From: Jordi Gutierrez Hermoso
Subject: Re: [Help-gsl] linking libraries
Date: Tue, 13 Mar 2007 10:29:00 -0600

On 13/03/07, cigdem ozkan <address@hidden> wrote:
To no avail.

What was to no avail?

So far nothing suggested has worked and I am at my wits end

Calm down. :-) This is a low-traffic mailing list. You may need to
wait 24 hours, 48 hours, even 72 sometimes to get a response.

Besides all the include statements - in each of the .h files - are in the
following form:
 #include <gsl/file.h>
where as under the gsl directory (where everything resides) different header
files are under different sub-directories (such as, 'gsl_matrix.h' is under
the directory 'matrix') but they still refer to eachother in the way I
mention above.

Right, right, but where is your include directory? Note that if you're
including files with #include <gsl/*>, then you must tell g++ to
include one directory *above* the gsl directory. E.g if the gsl header
files are under c:\Documents and Settings\cosmichee\gsl\ then you must
pass the line -IC:/Documents\ and\ Settings/cosmichee (I escaped the
spaces with backslashes and used forward slashes for path delimiters,
which should work if you're using Cygwin's bash shell, and I really
don't know how directory structure works under non-free operating

On other hand, you need to pass g++ a full linking path to the gsl
object library (usually named or something like that) with
the -LC:/path/to/shared/object/libraries.

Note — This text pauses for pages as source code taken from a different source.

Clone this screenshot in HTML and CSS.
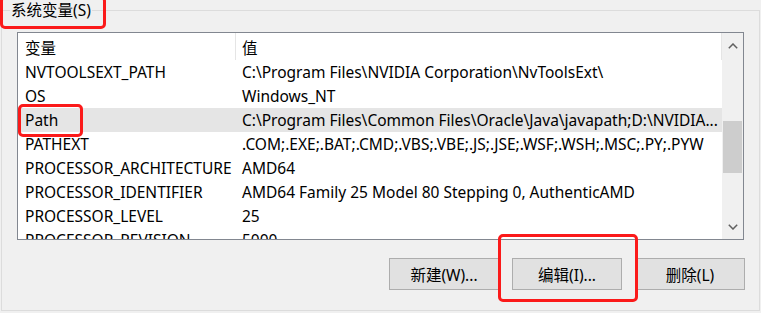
FILE: index.html
```html
<!DOCTYPE html>
<html lang="zh-CN">
<head>
    <meta charset="UTF-8">
    <title>系统变量</title>
    <link rel="stylesheet" href="styles.css">
</head>
<body>

    <fieldset class="Group">
        <legend class="Group__title">系统变量(S)</legend>

        <div class="List">
            <div class="List__body">
                <div class="List__head">
                    <div class="List__col List__col--name">变量</div>
                    <div class="List__col List__col--value">值</div>
                </div>

                <div class="List__row">
                    <div class="List__col List__col--name">NVTOOLSEXT_PATH</div>
                    <div class="List__col List__col--value">C:\Program Files\NVIDIA Corporation\NvToolsExt\</div>
                </div>
                <div class="List__row">
                    <div class="List__col List__col--name">OS</div>
                    <div class="List__col List__col--value">Windows_NT</div>
                </div>
                <div class="List__row List__row--selected">
                    <div class="List__col List__col--name">Path</div>
                    <div class="List__col List__col--value">C:\Program Files\Common Files\Oracle\Java\javapath;D:\NVIDIA...</div>
                </div>
                <div class="List__row">
                    <div class="List__col List__col--name">PATHEXT</div>
                    <div class="List__col List__col--value">.COM;.EXE;.BAT;.CMD;.VBS;.VBE;.JS;.JSE;.WSF;.WSH;.MSC;.PY;.PYW</div>
                </div>
                <div class="List__row">
                    <div class="List__col List__col--name">PROCESSOR_ARCHITECTURE</div>
                    <div class="List__col List__col--value">AMD64</div>
                </div>
                <div class="List__row">
                    <div class="List__col List__col--name">PROCESSOR_IDENTIFIER</div>
                    <div class="List__col List__col--value">AMD64 Family 25 Model 80 Stepping 0, AuthenticAMD</div>
                </div>
                <div class="List__row">
                    <div class="List__col List__col--name">PROCESSOR_LEVEL</div>
                    <div class="List__col List__col--value">25</div>
                </div>
                <div class="List__row">
                    <div class="List__col List__col--name">PROCESSOR_REVISION</div>
                    <div class="List__col List__col--value">5000</div>
                </div>
            </div>

            <!-- вертикальная полоса прокрутки -->
            <div class="Scroll">
                <div class="Scroll__arrow">
                    <svg width="10" height="6" viewBox="0 0 10 6"><polyline points="0.8,5.2 5,1 9.2,5.2" fill="none" stroke="#606060" stroke-width="1.5"/></svg>
                </div>
                <div class="Scroll__track">
                    <div class="Scroll__thumb"></div>
                </div>
                <div class="Scroll__arrow">
                    <svg width="10" height="6" viewBox="0 0 10 6"><polyline points="0.8,0.8 5,5 9.2,0.8" fill="none" stroke="#606060" stroke-width="1.5"/></svg>
                </div>
            </div>
        </div>

        <div class="Btns">
            <button>新建(W)...</button>
            <button>编辑(I)...</button>
            <button>删除(L)</button>
        </div>
    </fieldset>

    <!-- красные рамки-пометки поверх окна -->
    <div class="Mark Mark--title"></div>
    <div class="Mark Mark--path"></div>
    <div class="Mark Mark--edit"></div>

</body>
</html>
```

FILE: styles.css
```css
* {
    box-sizing: border-box;
}

body {
    margin: 0;
    width: 761px;
    height: 313px;
    overflow: hidden;
    position: relative;
    background: #f0f0f0;
    font-family: 'Noto Sans', 'Noto Sans CJK SC', sans-serif;
    font-size: 15.5px;
    color: #000;
}

.Group {
    margin: 0 1px;
    padding: 0 15px;
    height: 311px;
    border: 1px solid #dcdcdc;
    min-width: 0;
}

.Group__title {
    margin-left: -7px;
    padding: 0 1px;
    line-height: 20px;
}

.List {
    display: flex;
    margin-top: 12px;
    height: 208px;
    border: 1px solid #828790;
    background: #fff;
    overflow: hidden;
}

.List__body {
    flex: 1;
    min-width: 0;
}

.List__head {
    display: flex;
    height: 27px;
    align-items: center;
}

.List__head .List__col {
    height: 100%;
    display: flex;
    align-items: center;
    padding-top: 2px;
    border-right: 1px solid #e5e5e5;
}

.List__row {
    display: flex;
    height: 24px;
    align-items: center;
}

.List__row--selected {
    background: #e5e5e5;
}

.List__col {
    white-space: nowrap;
    overflow: hidden;
    text-overflow: ellipsis;
}

.List__col--name {
    width: 218px;
    padding-left: 7px;
}

.List__col--value {
    flex: 1;
    padding-left: 6px;
}

.Scroll {
    width: 21px;
    display: flex;
    flex-direction: column;
    background: #f0f0f0;
}

.Scroll__arrow {
    height: 25px;
    display: flex;
    align-items: center;
    justify-content: center;
}

.Scroll__track {
    flex: 1;
    padding-top: 63px;
}

.Scroll__thumb {
    width: 19px;
    height: 52px;
    margin-left: 1px;
    background: #cdcdcd;
}

.Btns {
    display: flex;
    justify-content: flex-end;
    gap: 13px;
    margin-top: 18px;
    margin-right: -1px;
}

.Btns button {
    width: 110px;
    height: 32px;
    border: 1px solid #adadad;
    background: #e1e1e1;
    font-family: 'Noto Sans', 'Noto Sans CJK SC', sans-serif;
    font-size: 15.5px;
    color: #000;
    padding: 0;
}

.Mark {
    position: absolute;
    border: 3px solid #fb1a1a;
    border-radius: 5px;
}

.Mark--title {
    left: 0;
    top: -4px;
    width: 106px;
    height: 33px;
}

.Mark--path {
    left: 18px;
    top: 104px;
    width: 65px;
    height: 33px;
}

.Mark--edit {
    left: 498px;
    top: 234px;
    width: 140px;
    height: 68px;
}
```
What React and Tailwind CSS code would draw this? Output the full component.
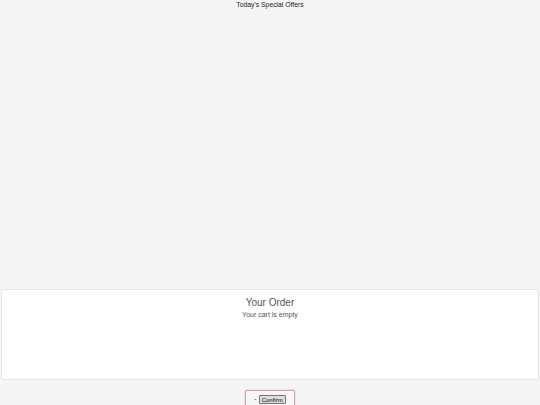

Usually, however, both of these extra parameters to g++ are
unnecessary since g++ usually reads them from environment variables
and usually header files and library files get installed under
standard locations where g++ already knows how to find them. If you
compiled the GSL according to the INSTALL instructions, it should
already be in standard directories (alternatively, if you're willing
to try out an apt-based GNU/Linux distribution like Ubuntu or Debian,
you can save yourself the hassle of compilation and just aptitude
install the GSL library; apt can take care of the details of where to
install and makes sure that gcc already has the right environment
variables for linking and including).

Alternatively, try a compilation sanity check. Save

    #include <iostream>

    int main{
          using namespace std;
          cout << "Hello world!" << endl;
          return 0;

as hello.cpp and compile with g++ hello.cpp -o hello. That should
compile and link without errors. Then try running it with ./hello .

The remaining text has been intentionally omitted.